The Spanish GNP valued in constant 1986 pesetas, will be perfectly simulated with the aid of an (5)-type equation with an error of 1.2% for 1994, in such a way that its foreseeable historical variation will not exceed 42 billion constant pesetas in a nearby horizon of 30 years. It seems this modelling method not only adapts well to the real scenario under study, but, in turn, proposes a reasonable prospective future horizon in accordance with feasible economic considerations (Figure 4).

Figure 4. Simulation of Spanish GNP (1979-1994)

Lastly, changes in Interest rates may be modelled whenever we know that of their annual rates of variation. As the monetarist theories of inflation often make use of regression equations where these rates are interrelated, we have resorted to Friedman’s classical formulation who considers the evolution of IRt to be given by:

(1.8) IRt = Cte. + yt*

being yt* the expected nominal growth rate (H. Frisch, 1983, p.128).

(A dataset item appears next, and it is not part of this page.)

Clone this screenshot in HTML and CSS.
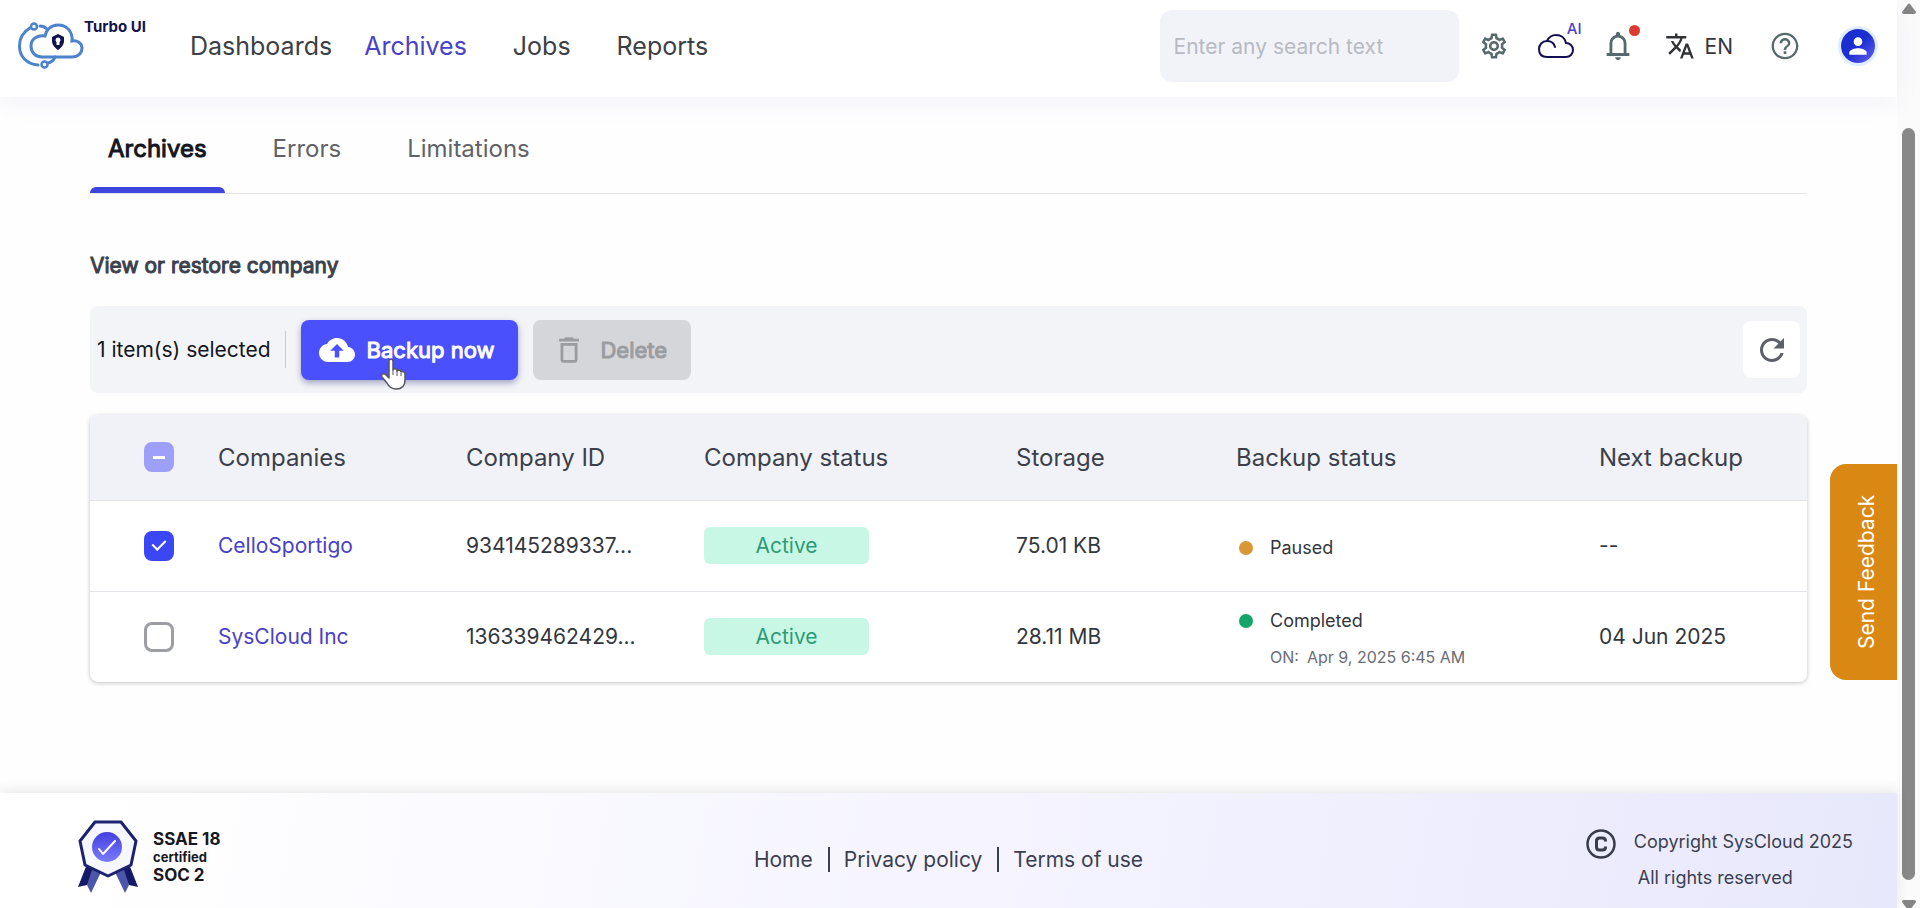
FILE: index.html
```html
<!DOCTYPE html>
<html lang="en">
<head>
    <meta charset="UTF-8">
    <title>Archives</title>
    <link rel="stylesheet" href="styles.css">
</head>
<body>
    <div class="page">
        <header class="topbar">
            <a class="logo" href="#" aria-label="Turbo UI">
                <svg width="66" height="48" viewBox="0 0 66 48" fill="none" stroke="#4d82cc" stroke-width="3" stroke-linecap="round">
                    <path d="M24 35 H54 C60 35 64 31 64 26 C64 21 59 18 54 19 C55 10 49 3 40 3 C33 3 28 8 27 14 C19 13 13 17 13 24 C13 31 18 35 24 35 Z" />
                    <path d="M12 6 C5 10 1.500 16 1.500 24 C1.500 35 9 42 20 43" />
                    <path d="M22 4 C25 4 27 5 29 7" />
                    <path d="M30 41 C34 40 36 38 37 35" />
                    <circle cx="16" cy="4.500" r="3" stroke-width="2.500" />
                    <circle cx="26.500" cy="42.500" r="3" stroke-width="2.500" />
                    <path d="M40 12 L46 15 V19 C46 23 43 26 40 28 C37 26 34 23 34 19 V15 Z" fill="#12124f" stroke="none" />
                    <path d="M40 15.500 a2.500 2.500 0 0 1 1.500 4.500 V23 h-3 V20 a2.500 2.500 0 0 1 1.500 -4.500 Z" fill="#fff" stroke="none" />
                </svg>
                <span>Turbo UI</span>
            </a>
            <nav class="main-nav">
                <a href="#">Dashboards</a>
                <a href="#" class="current">Archives</a>
                <a href="#">Jobs</a>
                <a href="#">Reports</a>
            </nav>
            <div class="tools">
                <input class="search" type="text" placeholder="Enter any search text" aria-label="Search">
                <button class="icon-button settings" aria-label="Settings">
                    <svg width="30" height="30" viewBox="0 0 24 24" fill="#566a6e"><path d="M19.43 12.98c.04-.32.07-.64.07-.98 0-.34-.03-.66-.07-.98l2.11-1.65c.19-.15.24-.42.12-.64l-2-3.46c-.09-.16-.26-.25-.44-.25-.06 0-.12.01-.17.03l-2.49 1c-.52-.4-1.08-.73-1.69-.98l-.38-2.65C14.46 2.18 14.25 2 14 2h-4c-.25 0-.46.18-.49.42l-.38 2.65c-.61.25-1.17.59-1.69.98l-2.49-1c-.06-.02-.12-.03-.18-.03-.17 0-.34.09-.43.25l-2 3.46c-.13.22-.07.49.12.64l2.11 1.65c-.04.32-.07.65-.07.98 0 .33.03.66.07.98l-2.11 1.65c-.19.15-.24.42-.12.64l2 3.46c.09.16.26.25.44.25.06 0 .12-.01.17-.03l2.49-1c.52.4 1.08.73 1.69.98l.38 2.65c.03.24.24.42.49.42h4c.25 0 .46-.18.49-.42l.38-2.65c.61-.25 1.17-.59 1.69-.98l2.49 1c.06.02.12.03.18.03.17 0 .34-.09.43-.25l2-3.46c.12-.22.07-.49-.12-.64l-2.11-1.65zm-1.98-1.71c.04.31.05.52.05.73 0 .21-.02.43-.05.73l-.14 1.13.89.7 1.08.84-.7 1.21-1.27-.51-1.04-.42-.9.68c-.43.32-.84.56-1.25.73l-1.06.43-.16 1.13-.2 1.35h-1.4l-.19-1.35-.16-1.13-1.06-.43c-.43-.18-.83-.41-1.23-.71l-.91-.7-1.06.43-1.27.51-.7-1.21 1.08-.84.89-.7-.14-1.13c-.03-.31-.05-.54-.05-.74s.02-.43.05-.73l.14-1.13-.89-.7-1.08-.84.7-1.21 1.27.51 1.04.42.9-.68c.43-.32.84-.56 1.25-.73l1.06-.43.16-1.13.2-1.35h1.39l.19 1.35.16 1.13 1.06.43c.43.18.83.41 1.23.71l.91.7 1.06-.43 1.27-.51.7 1.21-1.07.85-.89.7.14 1.13zM12 8c-2.21 0-4 1.79-4 4s1.79 4 4 4 4-1.79 4-4-1.79-4-4-4zm0 6c-1.100 0-2-.9-2-2s.9-2 2-2 2 .9 2 2-.9 2-2 2z" /></svg>
                </button>
                <button class="icon-button cloud" aria-label="AI">
                    <svg width="38" height="26" viewBox="0 0 38 26" fill="none" stroke="#14104f" stroke-width="2" stroke-linecap="round">
                        <path d="M10 24 H29 C33 24 36 21 36 17 C36 13 33 10 29 10 C28 5 24 2 19 2 C15 2 12 4 10 8 C5 8 2 12 2 16 C2 21 5 24 10 24 Z" />
                        <path d="M10 8 C14 8 17 10 18 14" />
                    </svg>
                    <span class="ai-tag">AI</span>
                </button>
                <button class="icon-button bell" aria-label="Notifications">
                    <svg width="34" height="34" viewBox="0 0 24 24" fill="#566a6e"><path d="M4 19v-2h2v-7q0-2.075 1.250-3.687T10.500 4.200v-.7q0-.625.438-1.062T12 2t1.063.438T13.500 3.500v.7q2 .5 3.250 2.113T18 10v7h2v2zm8 3q-.825 0-1.412-.587T10 20h4q0 .825-.587 1.413T12 22m-4-5h8v-7q0-1.650-1.175-2.825T12 6T9.175 7.175T8 10z" /></svg>
                    <span class="alert-dot"></span>
                </button>
                <button class="icon-button language" aria-label="Language">
                    <svg width="30" height="30" viewBox="0 0 24 24" fill="#303236"><path d="M12.870 15.070l-2.540-2.510.03-.03c1.740-1.940 2.980-4.170 3.710-6.530H17V4h-7V2H8v2H1v1.990h11.170C11.500 7.920 10.440 9.750 9 11.350 8.070 10.320 7.300 9.190 6.690 8h-2c.73 1.630 1.730 3.170 2.980 4.560l-5.090 5.020L4 19l5-5 3.110 3.110.76-2.040zM18.500 10h-2L12 22h2l1.120-3h4.750L21 22h2l-4.500-12zm-2.620 7l1.620-4.330L19.120 17h-3.240z" /></svg>
                    <span>EN</span>
                </button>
                <button class="icon-button help" aria-label="Help">
                    <svg width="32" height="32" viewBox="0 0 24 24" fill="#566a6e"><path d="M11 18h2v-2h-2v2zm1-16C6.480 2 2 6.480 2 12s4.480 10 10 10 10-4.480 10-10S17.520 2 12 2zm0 18.300c-4.570 0-8.300-3.730-8.300-8.300S7.430 3.700 12 3.700s8.300 3.730 8.300 8.300-3.730 8.300-8.300 8.300zM12 6c-2.210 0-4 1.790-4 4h1.800c0-1.200 1-2.200 2.200-2.200s2.200 1 2.200 2.200c0 2-3.100 1.750-3.100 5h1.800c0-2.250 3.100-2.500 3.100-5 0-2.210-1.790-4-4-4z" /></svg>
                </button>
                <button class="avatar" aria-label="Account">
                    <svg width="26" height="26" viewBox="0 0 24 24" fill="#fff"><path d="M12 12c2.210 0 4-1.790 4-4s-1.790-4-4-4-4 1.790-4 4 1.790 4 4 4zm0 2c-2.670 0-8 1.340-8 4v2h16v-2c0-2.660-5.330-4-8-4z" /></svg>
                </button>
            </div>
        </header>

        <main class="content">
            <nav class="tabs">
                <a href="#" class="active">Archives</a>
                <a href="#">Errors</a>
                <a href="#">Limitations</a>
            </nav>

            <h1>View or restore company</h1>

            <div class="toolbar">
                <span class="selected-count">1 item(s) selected</span>
                <button class="backup">
                    <svg width="36" height="36" viewBox="0 0 24 24" fill="#fff"><path d="M19.350 10.040C18.670 6.590 15.640 4 12 4 9.110 4 6.600 5.640 5.350 8.040 2.340 8.360 0 10.910 0 14c0 3.310 2.690 6 6 6h13c2.760 0 5-2.240 5-5 0-2.640-2.050-4.780-4.650-4.960zM13.500 12.500v4.500h-3v-4.500H7.500l4.500-4.500 4.500 4.500z" /></svg>
                    Backup now
                    <!-- hand pointer -->
                    <svg class="pointer" width="26" height="33" viewBox="0 0 26 33"><path d="M9 3 C9 0.500 13 0.500 13 3 V12 C14 10 17 10.500 17 13 C18 11.500 21 12 21 14 C22 13 25 13.500 25 16 V22 C25 28 22 31 16 31 C11 31 9 29 7 25 L2 19 C0.500 16.500 3.500 14.500 5.500 16.500 L9 20 Z" fill="#fff" stroke="#55565e" stroke-width="1.500" stroke-linejoin="round" /><path d="M13 12 V17 M17 13 V18 M21 15 V18" stroke="#55565e" stroke-width="1" /></svg>
                </button>
                <button class="delete" disabled>
                    <svg width="34" height="34" viewBox="0 0 24 24" fill="#9b9ca0"><path d="M6 19c0 1.100.9 2 2 2h8c1.100 0 2-.9 2-2V7H6v12zM8 9h8v10H8V9zm7.500-5l-1-1h-5l-1 1H5v2h14V4h-3.500z" /></svg>
                    Delete
                </button>
                <button class="refresh" aria-label="Refresh">
                    <svg width="36" height="36" viewBox="0 0 24 24" fill="#5d6066"><path d="M17.650 6.350C16.200 4.900 14.210 4 12 4c-4.420 0-7.990 3.580-7.990 8s3.570 8 7.990 8c3.730 0 6.840-2.550 7.730-6h-2.080c-.82 2.330-3.040 4-5.650 4-3.310 0-6-2.690-6-6s2.690-6 6-6c1.660 0 3.140.69 4.220 1.780L13 11h7V4l-2.350 2.350z" /></svg>
                </button>
            </div>

            <table class="companies">
                <thead>
                    <tr>
                        <th class="col-check"><input type="checkbox" class="partial" aria-label="Select all"></th>
                        <th class="col-name">Companies</th>
                        <th class="col-id">Company ID</th>
                        <th class="col-status">Company status</th>
                        <th class="col-storage">Storage</th>
                        <th class="col-backup">Backup status</th>
                        <th>Next backup</th>
                    </tr>
                </thead>
                <tbody>
                    <tr>
                        <td class="col-check"><input type="checkbox" checked aria-label="Select CelloSportigo"></td>
                        <td><a href="#">CelloSportigo</a></td>
                        <td>934145289337...</td>
                        <td><span class="badge">Active</span></td>
                        <td>75.01 KB</td>
                        <td class="backup-cell"><div class="state paused">Paused</div></td>
                        <td>--</td>
                    </tr>
                    <tr>
                        <td class="col-check"><input type="checkbox" aria-label="Select SysCloud Inc"></td>
                        <td><a href="#">SysCloud Inc</a></td>
                        <td>136339462429...</td>
                        <td><span class="badge">Active</span></td>
                        <td>28.11 MB</td>
                        <td class="backup-cell">
                            <div class="state completed">Completed</div>
                            <div class="state-date"><span>ON:</span><span>Apr 9, 2025 6:45 AM</span></div>
                        </td>
                        <td>04 Jun 2025</td>
                    </tr>
                </tbody>
            </table>
        </main>

        <footer class="footer">
            <div class="certificate">
                <svg width="60" height="74" viewBox="0 0 60 74">
                    <defs>
                        <linearGradient id="seal" x1="0" y1="0" x2="0" y2="1">
                            <stop offset="0" stop-color="#4340dc" />
                            <stop offset="1" stop-color="#7b7bff" />
                        </linearGradient>
                    </defs>
                    <path d="M9 44 L0 67 L9 65 L18 50 Z M51 44 L60 67 L51 65 L42 50 Z" fill="#141a68" />
                    <path d="M15 47 L9 65 L13 73 L23 52 Z M45 47 L51 65 L47 73 L37 52 Z" fill="#4c56a8" />
                    <path d="M17 2 H43 L58 21 L53 45 L30 56 L7 45 L2 21 Z" fill="#f7f8ff" stroke="#1d2270" stroke-width="3" stroke-linejoin="round" />
                    <circle cx="29" cy="27" r="15" fill="url(#seal)" />
                    <path d="M21 29 L25 34 L37 21" fill="none" stroke="#fff" stroke-width="2" stroke-linecap="round" stroke-linejoin="round" />
                </svg>
                <p>SSAE 18<small>certified</small>SOC 2</p>
            </div>
            <nav class="footer-links">
                <a href="#">Home</a>
                <a href="#">Privacy policy</a>
                <a href="#">Terms of use</a>
            </nav>
            <div class="copyright">
                <svg width="30" height="30" viewBox="0 0 30 30" fill="none" stroke="#383b4a" stroke-width="3">
                    <circle cx="15" cy="15" r="13.500" stroke-width="2.500" />
                    <path d="M19.500 12.500 V12 C19.500 10 18.500 9 16.500 9 H13.500 C11.500 9 10.500 10 10.500 12 V18 C10.500 20 11.500 21 13.500 21 H16.500 C18.500 21 19.500 20 19.500 18 V17.500" />
                </svg>
                <p>Copyright SysCloud 2025<br><span>All rights reserved</span></p>
            </div>
        </footer>

        <button class="feedback">Send Feedback</button>
    </div>

    <div class="scrollbar">
        <svg width="14" height="12" viewBox="0 0 14 12" fill="#858585"><path d="M6 1 Q7 0 8 1 L14 9 Q14 11 12 11 H2 Q0 11 0 9 Z" /></svg>
        <div class="thumb"></div>
        <svg width="14" height="9" viewBox="0 0 14 9" fill="#858585"><path d="M6 11 Q7 12 8 11 L14 3 Q14 1 12 1 H2 Q0 1 0 3 Z" /></svg>
    </div>
</body>
</html>
```

FILE: styles.css
```css
* {
    box-sizing: border-box;
}

body {
    margin: 0;
    height: 100vh;
    display: flex;
    overflow: hidden;
    font-family: Inter, "Liberation Sans", sans-serif;
    font-size: 21px;
    color: #33363d;
    background-color: #fefefe;
}

a {
    color: inherit;
    text-decoration: none;
}

button {
    font: inherit;
    color: inherit;
    border: none;
    padding: 0;
    background: none;
    cursor: pointer;
}

svg {
    flex: none;
    display: block;
}

.page {
    position: relative;
    flex: 1;
    min-width: 0;
    display: flex;
    flex-direction: column;
}

/* top bar */

.topbar {
    display: flex;
    align-items: center;
    height: 97px;
    padding: 0 22px 5px 18px;
    background-color: #fff;
    box-shadow: 0 6px 24px rgba(60, 60, 180, 0.06);
}

.logo {
    display: flex;
    align-items: flex-start;
    width: 172px;
    color: #12124f;
    font-size: 15px;
    font-weight: 700;
    line-height: 10px;
}

.main-nav {
    display: flex;
    font-size: 25px;
    color: #3c4045;
}

.main-nav a {
    margin-right: 32px;
}

.main-nav .current {
    color: #4a41c6;
    margin-right: 46px;
}

.main-nav .current + a {
    margin-right: 46px;
}

.tools {
    display: flex;
    align-items: center;
    margin-left: auto;
}

.search {
    width: 299px;
    height: 72px;
    margin-right: 20px;
    padding: 0 14px;
    border: none;
    border-radius: 12px;
    font: inherit;
    background-color: #f2f3f9;
}

.search::placeholder {
    color: #b7bac2;
    opacity: 1;
}

.icon-button {
    position: relative;
    display: flex;
    align-items: center;
}

.cloud {
    margin-left: 28px;
}

.ai-tag {
    position: absolute;
    top: -14px;
    right: -7px;
    font-size: 15px;
    font-weight: 500;
    color: #4a41c6;
}

.bell {
    margin-left: 26px;
}

.alert-dot {
    position: absolute;
    top: -4px;
    right: -5px;
    width: 11px;
    height: 11px;
    border-radius: 50%;
    background-color: #dc3b33;
}

.language {
    gap: 10px;
    margin-left: 30px;
}

.help {
    margin-left: 36px;
}

.avatar {
    display: flex;
    align-items: center;
    justify-content: center;
    width: 34px;
    height: 34px;
    margin-left: 40px;
    border-radius: 50%;
    background: linear-gradient(135deg, #1b2fd0 50%, #6a62f0);
    box-shadow: 0 0 0 3px #deedff;
}

/* content */

.content {
    flex: 1;
    padding: 0 90px;
}

.tabs {
    display: flex;
    gap: 30px;
    height: 97px;
    border-bottom: 1px solid #e6e6ea;
    font-size: 24px;
    color: #606267;
}

.tabs a {
    display: flex;
    flex-direction: column;
    justify-content: space-between;
    padding: 37px 18px 0;
}

.tabs .active {
    color: #14161f;
    -webkit-text-stroke: 1px;
}

.tabs .active::after {
    content: "";
    height: 6px;
    margin: 0 -18px;
    border-radius: 6px 6px 0 0;
    background-color: #3c45dc;
}

h1 {
    margin: 59px 0 27px;
    font-size: 21px;
    font-weight: 400;
    line-height: 26px;
    color: #3c404b;
    -webkit-text-stroke: 1px;
}

.toolbar {
    display: flex;
    align-items: center;
    gap: 15px;
    height: 87px;
    margin-bottom: 22px;
    padding: 0 7px;
    border-radius: 8px;
    background-color: #f3f4f8;
}

.selected-count {
    padding-right: 14px;
    line-height: 37px;
    border-right: 1px solid #c9cad0;
    color: #14161c;
}

.backup,
.delete {
    position: relative;
    display: flex;
    align-items: center;
    height: 60px;
    border-radius: 8px;
    font-size: 22px;
    -webkit-text-stroke: 1px;
}

.backup {
    gap: 12px;
    padding: 0 24px 0 18px;
    color: #fff;
    background-color: #4a50fb;
    box-shadow: 0 3px 6px rgba(40, 45, 120, 0.4);
}

.delete {
    gap: 14px;
    padding: 0 24px 0 19px;
    color: #9b9ca0;
    background-color: #d5d6da;
}

.pointer {
    position: absolute;
    top: 38px;
    left: 79px;
}

.refresh {
    display: flex;
    align-items: center;
    justify-content: center;
    width: 57px;
    height: 57px;
    margin-left: auto;
    border-radius: 8px;
    background-color: #fff;
}

/* companies table */

.companies {
    width: 100%;
    table-layout: fixed;
    border-collapse: collapse;
    border-radius: 8px;
    overflow: hidden;
    background-color: #fff;
    box-shadow: 0 1px 4px rgba(0, 0, 0, 0.24);
}

.companies th,
.companies td {
    padding: 0;
    text-align: left;
    white-space: nowrap;
}

.companies th {
    height: 85px;
    font-size: 24px;
    font-weight: 400;
    color: #3c404b;
    background-color: #f1f2f7;
}

.companies td {
    height: 91px;
    border-top: 1px solid #e3e4e8;
}

.companies td a {
    color: #4a41c6;
}

.companies .col-check {
    width: 128px;
    padding-left: 54px;
}

.col-name {
    width: 248px;
}

.col-id {
    width: 238px;
}

.col-status {
    width: 312px;
}

.col-storage {
    width: 220px;
}

.col-backup {
    width: 363px;
}

input[type="checkbox"] {
    appearance: none;
    display: flex;
    align-items: center;
    justify-content: center;
    width: 30px;
    height: 30px;
    margin: 0;
    border: 3px solid #9c9ea3;
    border-radius: 8px;
}

input[type="checkbox"]:checked {
    border-color: #3b46f5;
    background-color: #3b46f5;
}

input[type="checkbox"]:checked::before {
    content: "";
    width: 6px;
    height: 11px;
    margin-bottom: 4px;
    border: solid #fff;
    border-width: 0 2px 2px 0;
    transform: rotate(45deg);
}

input[type="checkbox"].partial {
    border-color: #9d9ff8;
    background-color: #9d9ff8;
}

.partial::before {
    content: "";
    width: 12px;
    height: 3px;
    background-color: #fff;
}

.badge {
    display: block;
    width: 165px;
    border-radius: 6px;
    line-height: 37px;
    text-align: center;
    color: #2f9b76;
    background-color: #c8f8e5;
}

.companies .backup-cell {
    padding-top: 5px;
}

.state {
    display: flex;
    align-items: center;
    gap: 17px;
    padding-left: 3px;
    font-size: 18px;
    line-height: 36px;
}

.state::before {
    content: "";
    width: 14px;
    height: 14px;
    border-radius: 50%;
}

.paused::before {
    background-color: #db9636;
}

.completed::before {
    background-color: #14a56b;
}

.state-date {
    display: flex;
    gap: 8px;
    padding-left: 34px;
    font-size: 16px;
    line-height: 36px;
    color: #6a6d75;
}

/* feedback tab */

.feedback {
    position: absolute;
    top: 464px;
    right: 0;
    width: 67px;
    height: 216px;
    padding-right: 6px;
    border-radius: 0 16px 16px 0;
    writing-mode: vertical-rl;
    transform: rotate(180deg);
    text-align: center;
    color: #fff;
    background-color: #da8814;
}

/* footer */

.footer {
    display: grid;
    grid-template-columns: 1fr auto 1fr;
    align-items: center;
    height: 115px;
    padding: 0 44px;
    color: #3c3f50;
    background: linear-gradient(100deg, #fff 5%, #f4f3ff 55%, #e8e8fc);
    box-shadow: 0 -3px 12px rgba(0, 0, 0, 0.09);
}

.certificate {
    display: flex;
    align-items: center;
    gap: 15px;
    padding: 12px 0 0 34px;
}

.certificate p {
    margin: 0;
    font-size: 17px;
    font-weight: 700;
    line-height: 18px;
    color: #17181f;
}

.certificate small {
    display: block;
    font-size: 13px;
}

.footer-links {
    display: flex;
    padding-top: 18px;
}

.footer-links a + a {
    margin-left: 15px;
    padding-left: 14px;
    border-left: 2px solid #3c3f50;
}

.copyright {
    display: flex;
    justify-content: flex-end;
    gap: 18px;
    padding-top: 18px;
    font-size: 18px;
}

.copyright svg {
    margin-top: 5px;
}

.copyright p {
    margin: 0;
    line-height: 36px;
}

.copyright span {
    padding-left: 4px;
}

/* scroll bar */

.scrollbar {
    display: flex;
    flex-direction: column;
    align-items: center;
    width: 23px;
    padding: 3px 0 0;
    background-color: #fbfbfb;
}

.thumb {
    width: 13px;
    margin: 113px 0 19px;
    flex: 1;
    border-radius: 7px;
    background-color: #888;
}
```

This new rate can be evaluated by following a monetarist model with rational expectations (monetarism Mark II) in the form:

(1.9) yt* = RIPt + xt

where RIP represents the current inflation rate and xt denotes the relative annual growth rate of the GNP. In this way, developments in the Interest Rate can be modelled with the equation:

(6)  IRt+1 = IRt + IRt ´ [0.022 + RIPt +

(GNPt+1 - GNPt)/GNPt]

whose solution provides a fit with the real IR data with an mean relative error of 3.2 % in 1994 (Figure 5).